__Exercise prompt__
Which lines hold the word "components"? Copy each one.

__Collected material__
------------------------------------------------------------
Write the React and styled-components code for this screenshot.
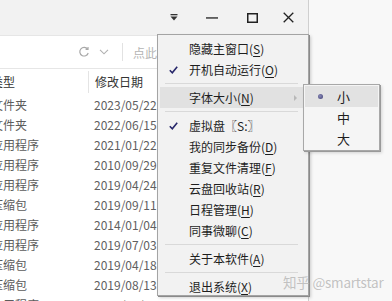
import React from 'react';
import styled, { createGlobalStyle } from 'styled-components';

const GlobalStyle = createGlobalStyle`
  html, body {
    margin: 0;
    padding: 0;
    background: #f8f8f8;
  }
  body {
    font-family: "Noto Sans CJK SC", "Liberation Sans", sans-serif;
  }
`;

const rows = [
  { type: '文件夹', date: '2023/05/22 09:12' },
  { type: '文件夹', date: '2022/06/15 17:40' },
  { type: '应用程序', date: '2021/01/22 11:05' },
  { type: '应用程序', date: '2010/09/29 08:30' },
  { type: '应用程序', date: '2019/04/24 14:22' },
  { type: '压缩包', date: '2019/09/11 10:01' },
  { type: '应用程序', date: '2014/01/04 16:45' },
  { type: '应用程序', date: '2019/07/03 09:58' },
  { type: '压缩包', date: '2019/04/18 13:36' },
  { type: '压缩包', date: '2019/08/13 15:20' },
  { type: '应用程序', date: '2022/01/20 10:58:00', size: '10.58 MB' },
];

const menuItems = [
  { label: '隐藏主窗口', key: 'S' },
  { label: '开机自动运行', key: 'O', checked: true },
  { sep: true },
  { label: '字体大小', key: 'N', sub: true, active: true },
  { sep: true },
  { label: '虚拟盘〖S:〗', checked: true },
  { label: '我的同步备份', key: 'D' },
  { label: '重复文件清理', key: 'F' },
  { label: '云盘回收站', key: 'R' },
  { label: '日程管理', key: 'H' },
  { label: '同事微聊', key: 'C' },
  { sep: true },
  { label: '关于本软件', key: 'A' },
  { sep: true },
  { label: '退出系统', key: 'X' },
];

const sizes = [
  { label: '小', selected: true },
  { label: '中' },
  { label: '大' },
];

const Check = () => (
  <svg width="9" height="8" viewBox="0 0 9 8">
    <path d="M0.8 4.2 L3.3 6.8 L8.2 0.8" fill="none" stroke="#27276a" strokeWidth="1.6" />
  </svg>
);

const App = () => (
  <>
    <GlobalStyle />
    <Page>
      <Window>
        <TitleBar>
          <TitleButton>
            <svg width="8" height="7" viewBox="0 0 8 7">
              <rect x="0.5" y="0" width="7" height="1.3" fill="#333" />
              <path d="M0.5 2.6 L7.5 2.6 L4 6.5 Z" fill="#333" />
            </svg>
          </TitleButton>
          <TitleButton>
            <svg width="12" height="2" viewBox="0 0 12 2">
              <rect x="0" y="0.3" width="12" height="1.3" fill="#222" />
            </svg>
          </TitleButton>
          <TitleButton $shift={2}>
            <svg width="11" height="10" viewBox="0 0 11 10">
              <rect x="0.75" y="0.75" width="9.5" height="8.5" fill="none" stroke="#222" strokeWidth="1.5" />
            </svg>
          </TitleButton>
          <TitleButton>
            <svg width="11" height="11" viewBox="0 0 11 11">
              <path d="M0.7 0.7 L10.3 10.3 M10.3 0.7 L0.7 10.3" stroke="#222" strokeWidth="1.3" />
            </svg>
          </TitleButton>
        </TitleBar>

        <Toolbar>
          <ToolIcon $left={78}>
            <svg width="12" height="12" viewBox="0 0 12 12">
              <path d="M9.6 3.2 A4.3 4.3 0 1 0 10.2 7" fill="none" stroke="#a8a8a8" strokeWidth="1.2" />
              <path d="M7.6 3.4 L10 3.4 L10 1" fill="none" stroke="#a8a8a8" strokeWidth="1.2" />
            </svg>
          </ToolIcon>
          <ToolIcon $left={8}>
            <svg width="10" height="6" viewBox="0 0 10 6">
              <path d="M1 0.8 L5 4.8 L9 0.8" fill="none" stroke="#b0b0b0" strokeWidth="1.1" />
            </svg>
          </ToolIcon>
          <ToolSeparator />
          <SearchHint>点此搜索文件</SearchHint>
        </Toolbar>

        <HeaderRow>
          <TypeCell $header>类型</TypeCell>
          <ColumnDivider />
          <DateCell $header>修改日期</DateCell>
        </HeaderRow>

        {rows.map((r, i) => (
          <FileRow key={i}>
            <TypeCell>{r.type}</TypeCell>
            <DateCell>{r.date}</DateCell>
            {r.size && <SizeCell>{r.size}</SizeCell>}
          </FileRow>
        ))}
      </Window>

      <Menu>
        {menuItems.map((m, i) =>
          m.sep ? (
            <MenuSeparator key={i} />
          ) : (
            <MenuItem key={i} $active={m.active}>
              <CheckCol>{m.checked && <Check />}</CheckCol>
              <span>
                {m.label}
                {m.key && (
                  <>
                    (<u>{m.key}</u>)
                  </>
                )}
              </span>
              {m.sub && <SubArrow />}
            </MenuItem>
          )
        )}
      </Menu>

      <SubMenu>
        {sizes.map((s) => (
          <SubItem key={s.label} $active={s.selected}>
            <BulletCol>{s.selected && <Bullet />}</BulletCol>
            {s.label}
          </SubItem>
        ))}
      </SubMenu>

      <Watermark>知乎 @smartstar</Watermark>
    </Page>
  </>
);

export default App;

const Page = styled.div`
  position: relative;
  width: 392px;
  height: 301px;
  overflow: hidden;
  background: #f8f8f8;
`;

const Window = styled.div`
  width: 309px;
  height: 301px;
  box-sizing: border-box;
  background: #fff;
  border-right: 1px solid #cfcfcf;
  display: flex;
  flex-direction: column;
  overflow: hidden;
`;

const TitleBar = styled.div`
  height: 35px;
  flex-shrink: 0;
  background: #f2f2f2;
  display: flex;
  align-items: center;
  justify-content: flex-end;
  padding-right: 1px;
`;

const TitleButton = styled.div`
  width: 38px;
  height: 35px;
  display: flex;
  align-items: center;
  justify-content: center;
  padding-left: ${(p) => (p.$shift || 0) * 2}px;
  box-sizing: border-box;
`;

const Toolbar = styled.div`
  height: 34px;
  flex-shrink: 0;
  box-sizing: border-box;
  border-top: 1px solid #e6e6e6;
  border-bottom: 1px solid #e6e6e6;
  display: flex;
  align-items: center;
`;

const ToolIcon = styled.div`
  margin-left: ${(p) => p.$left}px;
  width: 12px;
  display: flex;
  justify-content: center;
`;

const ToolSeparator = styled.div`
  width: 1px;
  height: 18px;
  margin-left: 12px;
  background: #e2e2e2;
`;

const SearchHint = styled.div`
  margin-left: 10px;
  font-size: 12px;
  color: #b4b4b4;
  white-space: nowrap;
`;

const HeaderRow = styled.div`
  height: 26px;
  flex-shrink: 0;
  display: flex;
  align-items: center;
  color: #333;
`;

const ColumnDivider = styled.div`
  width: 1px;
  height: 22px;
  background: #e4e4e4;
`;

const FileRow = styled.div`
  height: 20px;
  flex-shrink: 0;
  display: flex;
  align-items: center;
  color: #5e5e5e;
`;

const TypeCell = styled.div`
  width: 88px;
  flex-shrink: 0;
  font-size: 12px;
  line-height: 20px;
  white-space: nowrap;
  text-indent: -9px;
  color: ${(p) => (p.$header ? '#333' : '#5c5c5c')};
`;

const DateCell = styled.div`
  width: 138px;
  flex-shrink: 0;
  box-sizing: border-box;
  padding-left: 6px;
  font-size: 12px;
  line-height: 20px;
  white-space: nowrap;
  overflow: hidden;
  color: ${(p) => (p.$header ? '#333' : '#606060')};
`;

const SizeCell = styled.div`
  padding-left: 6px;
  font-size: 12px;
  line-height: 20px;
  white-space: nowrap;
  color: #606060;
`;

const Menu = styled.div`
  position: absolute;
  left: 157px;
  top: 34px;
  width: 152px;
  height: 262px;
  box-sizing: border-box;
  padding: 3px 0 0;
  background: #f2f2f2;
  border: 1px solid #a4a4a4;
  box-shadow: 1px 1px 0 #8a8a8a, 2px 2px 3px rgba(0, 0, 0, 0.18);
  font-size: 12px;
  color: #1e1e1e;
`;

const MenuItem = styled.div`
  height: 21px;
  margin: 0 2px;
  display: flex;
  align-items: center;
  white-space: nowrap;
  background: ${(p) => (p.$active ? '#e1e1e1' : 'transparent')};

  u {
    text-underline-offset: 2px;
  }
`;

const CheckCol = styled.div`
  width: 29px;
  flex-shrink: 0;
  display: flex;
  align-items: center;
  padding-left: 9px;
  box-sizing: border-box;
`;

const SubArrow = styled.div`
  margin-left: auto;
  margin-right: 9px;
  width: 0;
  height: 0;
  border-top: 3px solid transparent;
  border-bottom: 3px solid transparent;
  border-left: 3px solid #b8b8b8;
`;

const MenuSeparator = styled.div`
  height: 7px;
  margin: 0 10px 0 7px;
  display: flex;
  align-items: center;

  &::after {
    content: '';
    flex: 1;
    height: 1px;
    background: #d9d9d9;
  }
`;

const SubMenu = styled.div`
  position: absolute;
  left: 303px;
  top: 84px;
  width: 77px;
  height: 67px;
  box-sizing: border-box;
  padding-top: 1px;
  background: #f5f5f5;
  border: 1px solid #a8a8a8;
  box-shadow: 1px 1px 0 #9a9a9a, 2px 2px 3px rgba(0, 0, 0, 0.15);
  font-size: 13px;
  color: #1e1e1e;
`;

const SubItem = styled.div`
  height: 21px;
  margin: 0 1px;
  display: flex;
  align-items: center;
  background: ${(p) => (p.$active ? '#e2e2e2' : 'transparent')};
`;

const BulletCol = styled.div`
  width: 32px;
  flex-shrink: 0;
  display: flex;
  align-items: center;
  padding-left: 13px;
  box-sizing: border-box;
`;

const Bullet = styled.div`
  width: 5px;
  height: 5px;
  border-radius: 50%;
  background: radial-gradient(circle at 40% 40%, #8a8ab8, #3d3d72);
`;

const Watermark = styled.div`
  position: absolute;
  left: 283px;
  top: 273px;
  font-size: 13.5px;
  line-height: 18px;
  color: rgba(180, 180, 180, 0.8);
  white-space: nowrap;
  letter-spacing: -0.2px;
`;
------------------------------------------------------------
__Result__
Write the React and styled-components code for this screenshot.
import styled, { createGlobalStyle } from 'styled-components';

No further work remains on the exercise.